CONSTITUTIONAL LAW — Wade And Gilbert Decisions Do Not Guarantee Right To Counsel At Preliminary Hearing — Admission Of In-Court Identifications Was Not Prejudicial Error. Nothing in the Wade or Gilbert decisions guarantees the right to counsel at a preliminary hearing, whether or not an identification of the accused is made. [ United States v. Wade, 388 U.S. 218, 87 Sup. Ct. 1926, 18 L.Ed.2d 1149 (1967) and Gilbert v. California, 388 U.S. 263, 87 Sup. Ct. 1951, 18 L.Ed.2d 1178 (1967).] p. 715
The circumstances concerning appellant's confrontation with two eyewitnesses at a preliminary hearing were not so unnecessarily suggestive and conductive to irreparable mistaken identification as to be a denial of due process, and the admission of the witnesses' in-court identifications of appellant at his trial for grand larceny and resisting arrest was not prejudicial error. pp. 716, 717
EVIDENCE — Witness's Failure To Identify Accused From Photographs Or Upon Confrontation Prior To In-Court Identification Affect Weight And Not Admissibility Of In-Court Identification. The lack of positiveness or failure of witnesses to identify an accused from photographs or upon a legal confrontation prior to an in-court identification go to the weight of the in-court identification and not to its admissibility. p. 716
CONSTITUTIONAL LAW — Accused Has No Constitutional Right To Appear In Lineup — Accused's Appearance In Lineup Without His Consent Is Not Constitutionally Prohibited. There is no constitutional provision bestowing upon an accused the right to appear in a lineup. p. 716
The appearance of an accused in a lineup without his consent is not constitutionally prohibited. p. 717
CONSTITUTIONAL LAW — Fifth Amendment Self-Incrimination Clause Prohibits Inference Of Accused's Guilt By Reason Of His Failure To Testify — Trial Court's Comment Did Not Result In Prejudicial Error. The self-incrimination clause of the Fifth Amendment prohibits an inference of the guilt of an accused by reason of his failure to testify. p. 718
Trial court's comment, after rendering its verdicts, that it might have been able to acquit appellant on a larceny indictment had certain evidence been presented by him did not result in prejudicial error, where it could not be said that the court determined appellant's guilt by reason of his failure to testify or that it improperly considered that failure in reaching its verdicts. p. 718
Decided January 23, 1969.
Appeal from the Criminal Court of Baltimore (CLARK, J.).

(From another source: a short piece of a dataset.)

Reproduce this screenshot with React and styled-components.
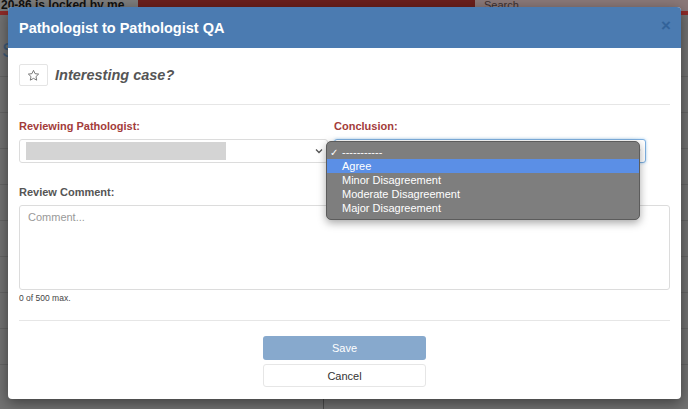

Ronald Joseph Bowen was convicted in a non-jury trial of grand larceny and resisting arrest, and, from the judgments entered thereon, he appeals.
Affirmed.
The cause was argued before MURPHY, C.J., and ANDERSON, MORTON, ORTH, and THOMPSON, JJ.
Ronald T. Osborne for appellant.
H. Edgar Lentz, Assistant Attorney General, with whom were Francis B. Burch, Attorney General, Charles E. Moylan, Jr., State's Attorney for Baltimore City, and Peter D. Ward, Assistant State's Attorney for Baltimore City, on the brief, for appellee.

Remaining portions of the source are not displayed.